Ranchland in Lake County, where the Pacific Northwest Resilient Landscapes Initiative is supporting Oregon Agricultural Trust's efforts to safeguard working lands and the rural communities that depend on them. Credit: Oregon Agricultural Trust.

When working lands change hands in this way, the new owners don’t have the same incentives as farmers and ranchers to steward the land in sustainable ways, Hudson says. For example, ranchers are careful to prevent highly flammable invasive grasses like medusahead rye from taking root. Invasive grasses increase the frequency of wildfire and can make animals sick. That’s bad for ranchers, cattle and wildlife like the sage-grouse and pronghorn antelope, threatened species that roam the Lake County property.

To maintain the Lake County acreage as working ranchland, Oregon Agricultural Trust is working to secure grants to pay for a conservation easement on the property. The easement will return the price of the land back to its uninflated agricultural value, which will allow a neighboring rancher to afford to buy it. The seller, who is retiring, won’t take a financial loss. And the easement will ensure the property remains ranchland that is managed sustainably forever.

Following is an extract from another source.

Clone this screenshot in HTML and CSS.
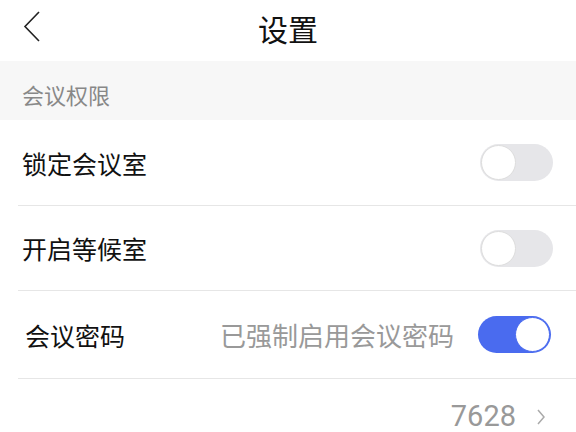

A $225,000 grant from the Pacific Northwest Resilient Landscapes Initiative is covering 25% of the cost of the easement. The grant is doubly important because it makes the project eligible for a federal grant that will pay for the other 75%, Hudson says.

Among other threats to their livelihoods, farmers and ranchers — and the rural communities that depend on them — face enormous risks from climate change, including persistent drought and more frequent wildfires. Partnerships with supporters like the Pacific Northwest Resilient Landscapes Initiative, which keep working lands in production and managed in sustainable ways, provide a hopeful model, Hudson says.

“There’s actually a lot more cooperation than gets talked about,” he says. “This is a prime example of how that cooperation can happen.”